The US Department of Agriculture’s monthly on-feed report showed the number of cattle in US feedyards with a capacity of 1,000 or more head as of March 1 just 0.2% above a year ago, on par with the average guess of analysts participating in the Urner Barry survey.
The placement number for February was 92.1% of a year ago, 0.3% below the average guess of 92.4%.
The range of the guesses for placements was 2.9% to 11% under a year ago.
This is the lowest February placement since 2017.

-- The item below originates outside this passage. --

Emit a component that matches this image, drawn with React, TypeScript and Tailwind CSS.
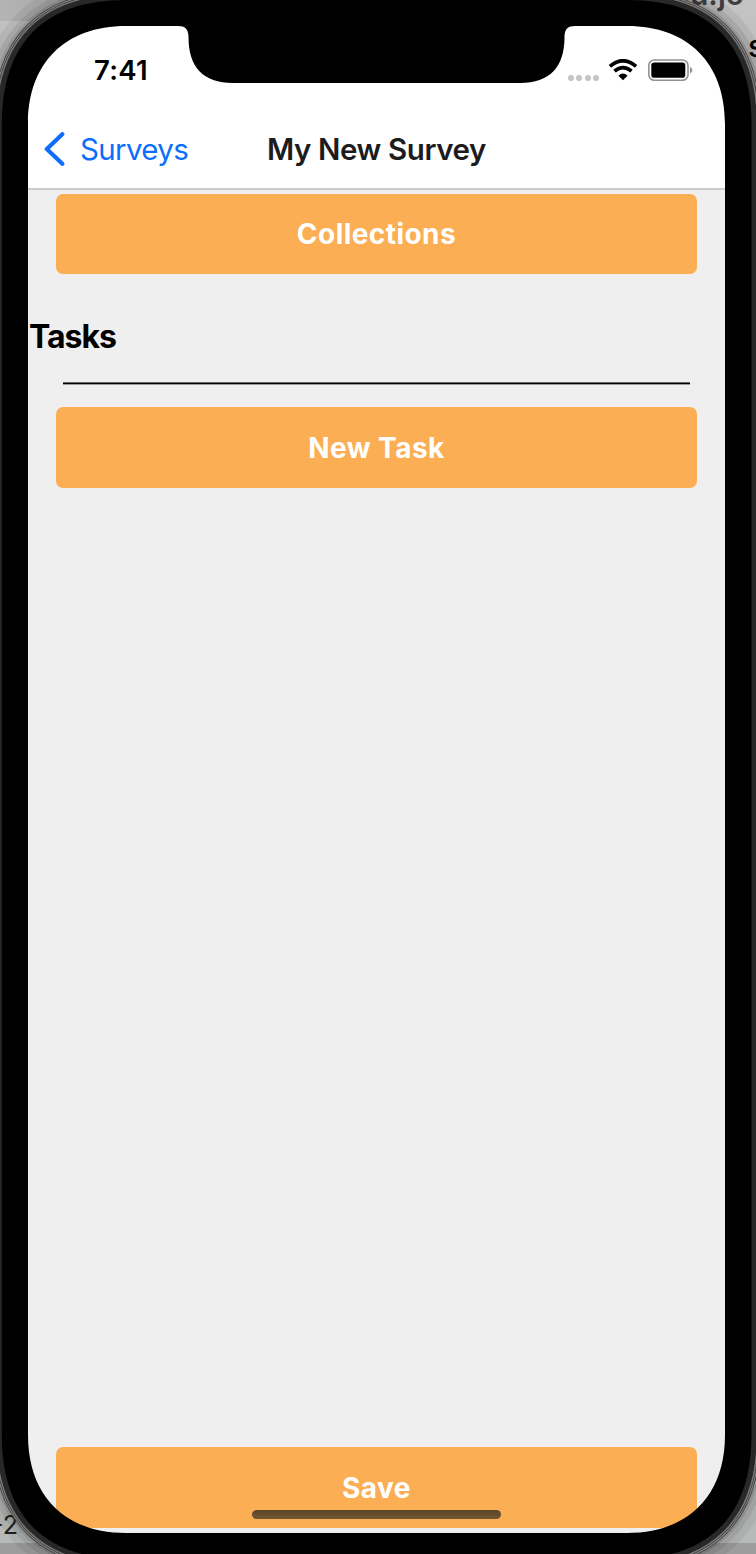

Some industry participants suspect that the sharp decline in placements is a result of the drastic decline in cash cattle and futures prices since the onset of the coronavirus.
Herd grows year on year
Marketings for February were reported at 105.5% of a year ago, nearly on target with the average guess of 105.6%.

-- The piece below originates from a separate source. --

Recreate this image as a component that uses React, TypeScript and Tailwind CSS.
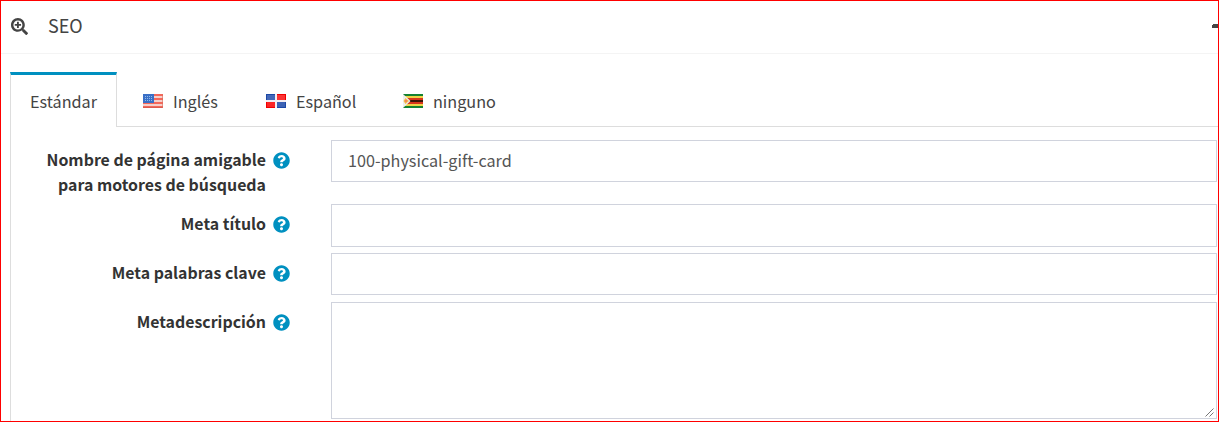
import type { ReactNode } from 'react';
import { FaQuestionCircle, FaSearchPlus } from 'react-icons/fa';

function UsFlag() {
  return (
    <svg width="20" height="14" viewBox="0 0 20 14" shapeRendering="crispEdges">
      <rect width="20" height="14" fill="#f5cfca" />
      {[0, 4, 8, 12].map((y) => (
        <rect key={y} y={y} width="20" height="2" fill="#f4685a" />
      ))}
      <rect width="11" height="9" fill="#3a6fc6" />
      {[2, 4, 6].map((y) =>
        [2, 4, 6, 8].map((x) => <rect key={`${x}-${y}`} x={x} y={y} width="1" height="1" fill="#8fb9ea" />),
      )}
      <rect x="0" y="13" width="20" height="1" fill="#d95b4e" />
      <rect x="19" y="0" width="1" height="14" fill="#d9705f" fillOpacity="0.6" />
    </svg>
  );
}

function DominicanFlag() {
  return (
    <svg width="20" height="14" viewBox="0 0 20 14" shapeRendering="crispEdges">
      <rect width="20" height="14" fill="#f3eef3" />
      <rect width="9" height="6" fill="#1c48a5" />
      <rect x="1" y="1" width="8" height="5" fill="#4468b8" />
      <rect x="11" width="9" height="6" fill="#f00000" />
      <rect x="11" y="1" width="8" height="5" fill="#fb3535" />
      <rect y="8" width="9" height="6" fill="#f00000" />
      <rect x="1" y="8" width="8" height="5" fill="#fb2525" />
      <rect x="11" y="8" width="9" height="6" fill="#1c48a5" />
      <rect x="11" y="8" width="8" height="5" fill="#3d62b4" />
    </svg>
  );
}

function ZimbabweFlag() {
  return (
    <svg width="20" height="14" viewBox="0 0 20 14">
      <rect width="20" height="14" fill="#158232" />
      <rect y="2" width="20" height="10" fill="#efd348" />
      <rect y="4" width="20" height="6" fill="#d8361c" />
      <rect y="6" width="20" height="2" fill="#401408" />
      <path d="M0 0L7.5 7L0 14Z" fill="#eeeeee" />
      <path d="M0.5 7L2.5 4L4 5.5L6 7L4 8.5L2.5 10Z" fill="#f5bd4a" />
      <circle cx="3" cy="7" r="1.2" fill="#f3865a" />
    </svg>
  );
}

function Tab({ icon, label, width }: { icon: ReactNode; label: string; width: string }) {
  return (
    <div className={`flex h-[55px] items-center gap-[10px] border-b border-[#dddddd] pt-[3px] ${width}`}>
      {icon}
      <span className="leading-[24px]">{label}</span>
    </div>
  );
}

function Label({ children }: { children: ReactNode }) {
  return (
    <div className="flex w-[279px] shrink-0 justify-end gap-[7px] pt-[7px] text-right text-[15.9px] font-bold leading-[25px] text-[#333333]">
      <span>{children}</span>
      <FaQuestionCircle className="mt-[5px] size-[17px] shrink-0 text-[#0090c0]" />
    </div>
  );
}

function Field({ label, children }: { label: ReactNode; children: ReactNode }) {
  return (
    <div className="flex gap-[41px]">
      <Label>{label}</Label>
      {children}
    </div>
  );
}

const input = 'w-[886px] border border-[#d0d3dd] bg-white px-4 text-[#555555] outline-none';

export default function App() {
  return (
    <div className="h-[422px] w-[1219px] overflow-hidden border border-[#ff0000] bg-white font-['Noto_Sans_CJK_SC',sans-serif] text-[16.2px] text-[#444444]">
      <header className="flex h-[53px] items-center border-b border-[#f4f4f4] pl-[10px]">
        <FaSearchPlus className="size-[17px] -translate-y-px" />
        <span className="ml-[20px] pb-[4px] text-[18px] leading-[26px]">SEO</span>
        <svg className="mb-[3px] ml-auto" width="6" height="4" viewBox="0 0 6 4" shapeRendering="crispEdges">
          <path d="M1 0H6V4H0V1H1Z" fill="#444444" />
        </svg>
      </header>
      <div className="ml-[9px] mt-[18px]">
        <nav className="flex h-[55px]">
          <div className="flex h-[55px] w-[107px] items-center justify-center border-x border-t-[3px] border-x-[#dddddd] border-t-[#0090c0]">
            <span className="leading-[24px]">Estándar</span>
          </div>
          <Tab icon={<UsFlag />} label="Inglés" width="w-[123px] pl-[26px]" />
          <Tab icon={<DominicanFlag />} label="Español" width="w-[137px] pl-[26px]" />
          <Tab icon={<ZimbabweFlag />} label="ninguno" width="flex-1 pl-[26px]" />
        </nav>
        <div className="flex h-[300px] flex-col border-l border-[#dddddd] pt-[13px]">
          <div className="h-[64px]">
            <Field label={<>Nombre de página amigable<br />para motores de búsqueda</>}>
              <input className={`h-[42px] pb-[2px] ${input}`} defaultValue="100-physical-gift-card" />
            </Field>
          </div>
          <div className="h-[49px]">
            <Field label="Meta título">
              <input className={`h-[43px] ${input}`} />
            </Field>
          </div>
          <div className="h-[49px]">
            <Field label="Meta palabras clave">
              <input className={`h-[42px] ${input}`} />
            </Field>
          </div>
          <Field label="Metadescripción">
            <div className="relative h-[117px]">
              <textarea className={`block h-[117px] resize-none ${input}`} />
              <svg className="absolute bottom-[2px] right-[3px]" width="9" height="9" viewBox="0 0 9 9">
                <path d="M0.5 8.5L8.5 0.5M4.5 8.5L8.5 4.5" stroke="#666666" strokeWidth="0.9" />
              </svg>
            </div>
          </Field>
        </div>
      </div>
    </div>
  );
}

February had the same number of weekdays and one more Saturday as a year ago.
USDA reported 11.806m head in the nation’s feedyards as of March 1, down 122,000 head from 11.928m the previous month.
That compares with 11.785m a year ago and a five-year average for that date of 11.104m head.
Placements for February were 1.711m head, 1% below the five-year average of 1.726m.
USDA reported marketings, or those sent to slaughter, in February at 1.775m head. The marketing figure was 9.4% above the five-year average of 1.623m.
The data were viewed as neutral for futures when trading resumes Monday since the number of placements came in near expectations.